While this is seldom emphasized, certain tensors already appear quite naturally in the context of multi-variable calculus on $\mathbb{R}^n$. If one wants to treat all the higher-order derivatives of a function $f$ in a unified, basis-independent and consistent way, one is lead naturally to the notion of (symmetric) tensors of various orders. From this perspective, it is natural to discuss tensors of arbitrary order together and bundle them up because higher order tensors appear naturally as the derivatives of lower order tensors. For example, if you care about the second derivative (also known as the Hessian) of a scalar function (a $(0,0)$-tensor), you should care about $(0,2)$-tensors.
Let me demonstrate how this works:
Let $f = (f_1, \dots, f_m) \colon \mathbb{R}^n \rightarrow \mathbb{R}^m$ be a smooth map (in the sense that all possible partial derivatives of the $f_i$ of all orders exist). Then:
- The first derivative (or differential) of $f$ at a point $p \in \mathbb{R}^n$ is defined as the unique linear map $(Df)(p) = Df|_p \colon \mathbb{R}^n \rightarrow \mathbb{R}^m$ which satisfies
$$ \lim_{h \to 0} \frac{f(p + h) - f(p) - (Df|_p)(h)}{\| h \|_{\mathbb{R}^n}} = 0. $$
When $m = 1$, the scalar $Df|_p(h)$ gives us the directional derivative $\frac{d}{dt} f(p + th)|_{t = 0}$ of $f$ at a point $p$ in the direction $h$. In general, the linear map $Df|_p$ can be represented with respect to the standard bases of $\mathbb{R}^n$ and $\mathbb{R}^m$ as a $m \times n$ matrix
$$ \begin{pmatrix} \frac{\partial f_1}{\partial x^1} & \dots & \frac{\partial f_1}{\partial x^n} \\
\vdots & \ddots & \vdots \\
\frac{\partial f_m}{\partial x^1} & \dots & \frac{\partial f_m}{\partial x^n} \end{pmatrix} $$
but when we move to the context of manifolds, we won't have a notion of "standard bases" so it is best to think of the first derivative $Df_p$ as a linear map and not as a matrix.
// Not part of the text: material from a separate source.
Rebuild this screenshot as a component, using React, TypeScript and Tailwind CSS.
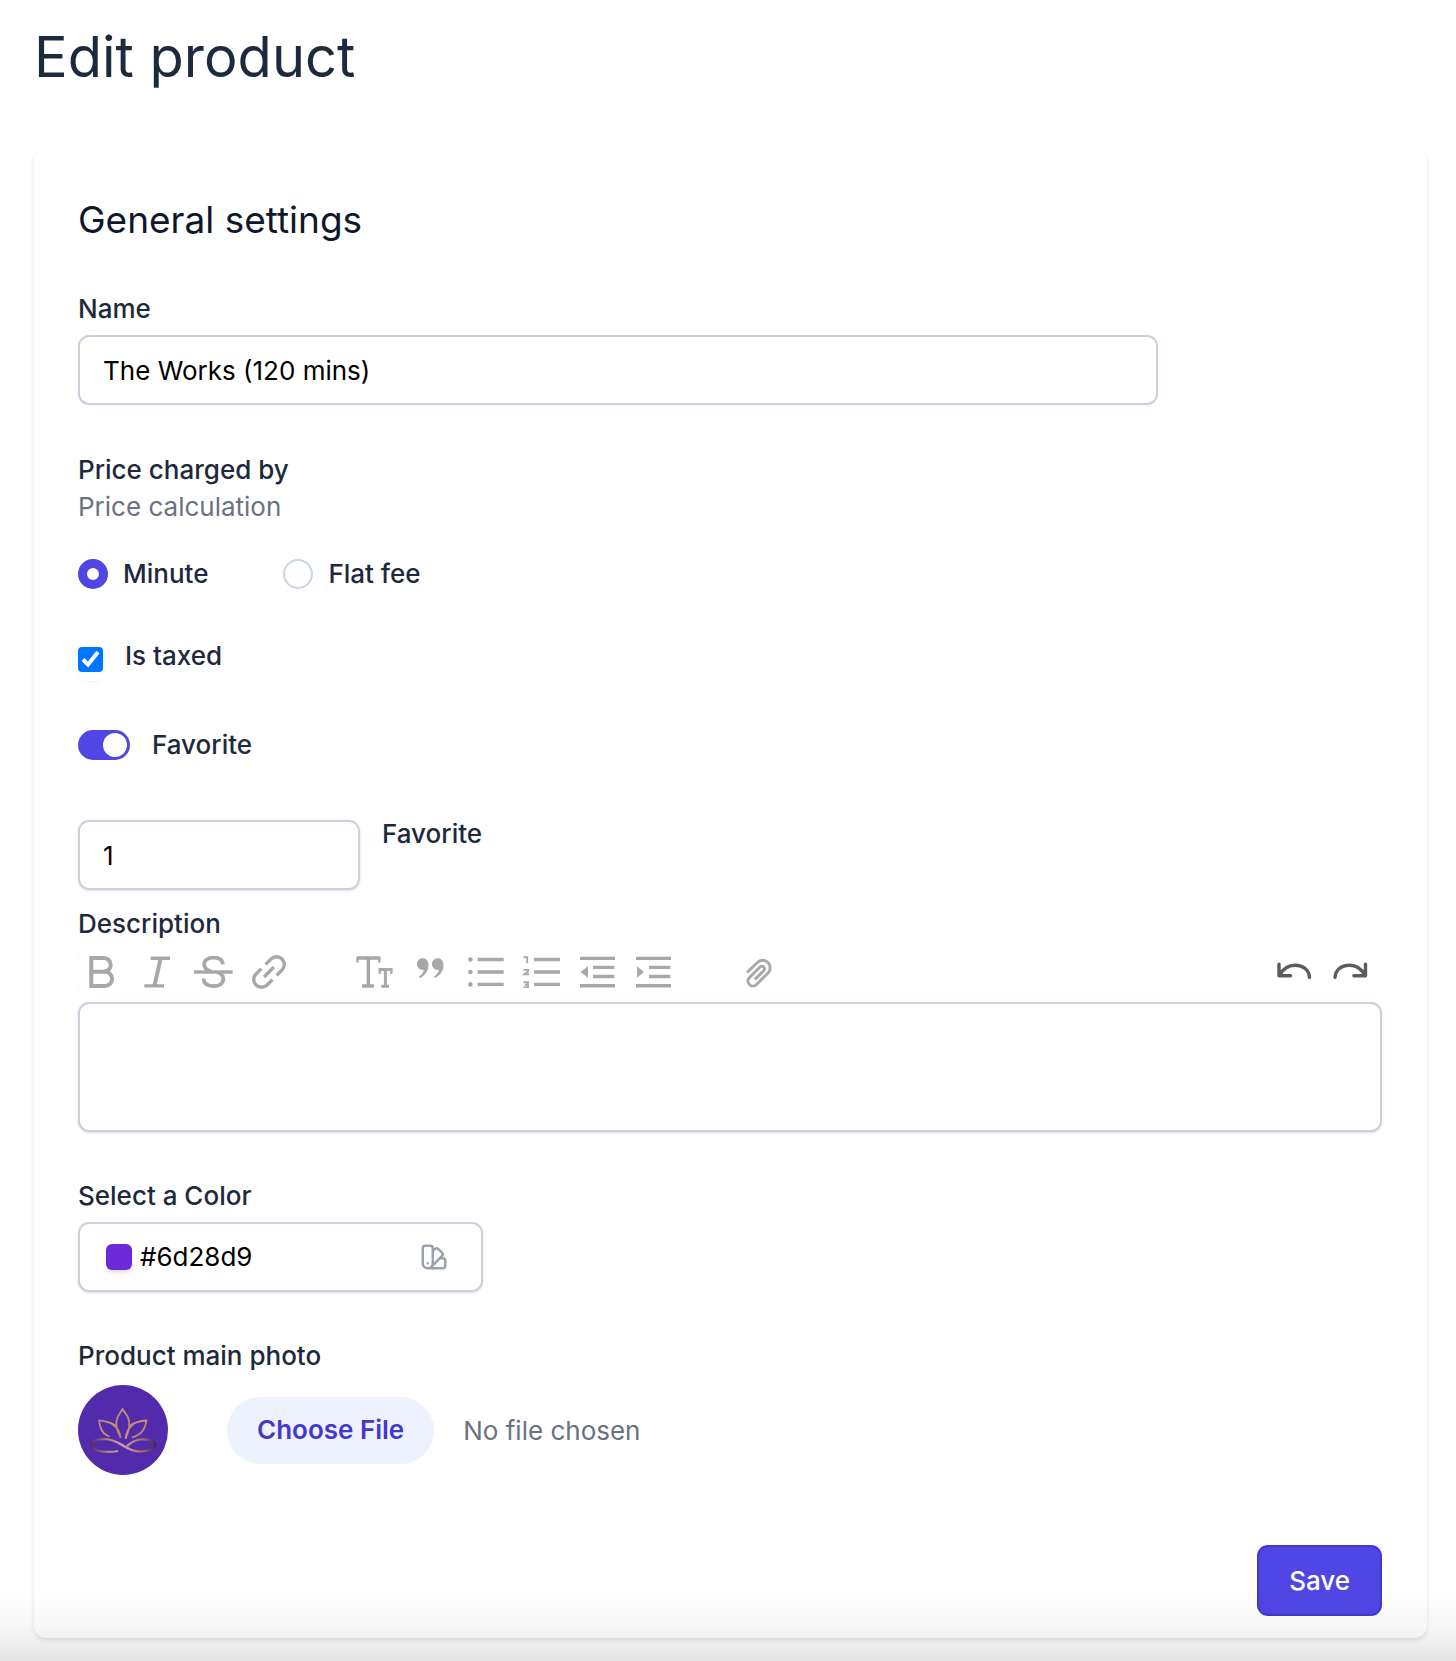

Finally, a linear map $\mathbb{R}^n \rightarrow \mathbb{R}^m$ can be identified naturally with an element of the tensor product $\left( \mathbb{R}^n \right)^{*} \otimes \mathbb{R}^m$ and so the total first derivative $p \mapsto Df(p)$ is a smooth map from $\mathbb{R}^n$ to $\left( \mathbb{R}^n \right)^{*} \otimes \mathbb{R}^m$.
- The second derivative $(D^2f)(p) = D^2f|_p$ of $f$ at a point $p$ is the first derivative of the map $p \mapsto Df(p)$ at $p$. The map $p \mapsto Df(p)$ is a smooth map from $\mathbb{R}^n$ to $\operatorname{Hom}(\mathbb{R}^n, \mathbb{R}^m)$ (which we can identify by using bases with $M_{m \times n}(\mathbb{R}) \cong \mathbb{R}^{m \times n}$) so $(D^2f)(p)$ is a linear map with signature
$$(D^2f)(p) \colon \mathbb{R}^n \rightarrow \operatorname{Hom}(\mathbb{R}^n, \mathbb{R}^m). $$
Such maps are naturally identified with bilinear maps $\mathbb{R}^n \times \mathbb{R}^n \rightarrow \mathbb{R}^m$ which again, can be identified as elements of $\left( \mathbb{R}^n \right)^{*} \otimes \left( \mathbb{R}^n \right)^{*} \otimes \mathbb{R}^m$.
More generally, the $k$-th derivative of $f$ turns out to be a smooth map from $\mathbb{R}^n$ to the space
$$\underbrace{\left( \mathbb{R}^n \right)^{*} \otimes \dots \otimes \left( \mathbb{R}^n \right)^{*}}_{k\text{ times}} \otimes \mathbb{R}^m $$
which, in your notation, would be a $(0,k)$ ($\mathbb{R}^m$-valued) tensor field on $\mathbb{R}^n$. If $m = 1$, this is just a $(0,k)$ tensor field.
If $n = m$ (and then we can think of $f$ as a vector field on $\mathbb{R}^n$), the $k$-th derivative of $f$ is a $(1,k)$-tensor on $\mathbb{R}^n$.